A Flame of a Different Color
Tonight I am dedicating this to my ex-husband. This is the last time I’m using that title. He is no longer my ex-husband, he is my friend. It took me a long time to stop referring to him as my husband, and add the ex, now there is no reason for either of them. It’s all in the past. I am beyond excited that he and I have been able to rebuild this beautiful friendship. So in honor of saying goodbye to titles of the past, I am going to tell a very abbreviated version of a very complicated love, from my perspective.
As many love stories go, the instant we met, we knew we would be best friends… in a dark little sex club in downtown. I was going there because I was curious about that lifestyle. Honestly, I’m not sure what led him there that night, but it turned out that we had more in common than we should have. We had actually been in each other’s space many times, but had no idea. We sat outside and smoked cigarettes and laughed all night long. I was in a monogamous relationship and he was in some sort of dating something. I just knew I wanted him to be my friend. The falling in love that happened after this was so simple. I told my boyfriend we either needed to break up, or be in an open relationship, because I had met a man who I was fascinated by. If I didn’t do this, I felt I would be missing out on something that I was meant to experience.
I ended my relationship and started on this journey of pure fun. I remember a lot of late nights of talking, all night, for years. We moved in together, and settled into a life. Which led to both of us getting bored. I struggled through a lot of this part. He was nothing less than amazing, but he had no idea how the hell to handle me. I was 19 when we met and still had a lot of growing up to do. I was deciding which road to take while he was settled into his ways as an adult. My addictions and codependency with my other friend grew stronger while I continuously pushed him away. So he stopped coming home.

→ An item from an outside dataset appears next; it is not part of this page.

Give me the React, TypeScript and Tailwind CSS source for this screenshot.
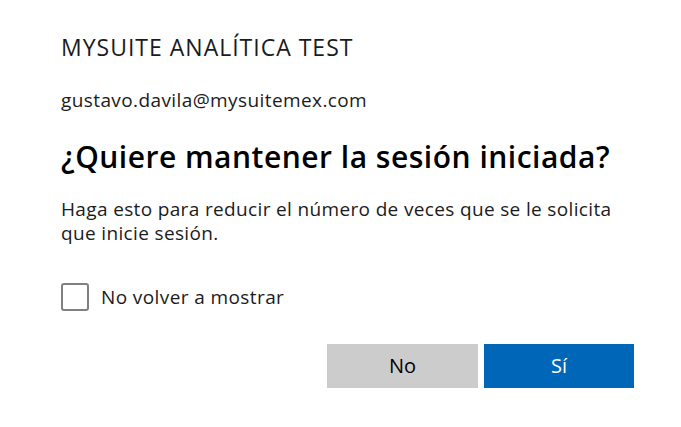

After three years together we got married at my Grandma’s lake house. We spun fire that night and threw the best party we, to this day, could not top. Even then things weren’t easy. I didn’t know if it was something I really wanted but my Grandpa was dying and I wanted him to see that I would be okay. Tony loved me to the ends of the earth and I would have been lucky to end up with him for forever. It was easy to blame the person who loved me for the things I did to myself. In spite of this, we did create perfect moments of time that are etched into both of our hearts.
Then things got dark. Really, really dark. We stopped talking, we stopped being friends entirely, but we were legally obligated to try. I blamed him for so many false things that he inevitably gave me things to blame him for. The perceived hurt is so much easier to handle than the real pain. No one can put up with that and I was silly to expect him to. We both left the relationship long before I packed my bags. This was immense and debilitating.
Our lives since then have strangely mirrored each other. We both jumped right into complicated relationships that ended within one week of each other last year. We never really spoke during this time. I have honestly been afraid that I would lose what we had entirely, and shrivel into a little bitter raisin. More and more while we’ve both been single and learning to be alone again, we’ve ended up in each other’s space. Even occasionally on purpose. I feel so lucky to have him back in my life. This person who knows my past, will be part of my future again.
I’m actually tearing up writing this but I don’t want anyone to think that this is a re-marriage in the making. It’s nothing of the sort. It feels so good to have my friend back. Someone who was probably only supposed to be that from the beginning. Now we have this past that we can laugh about. We can be happy for each other when dates go well, laugh about the way we act in relationships, or simply cheer each other on.
This is a very unexpected lesson on this path. I’m excited to move on and build from the ashes.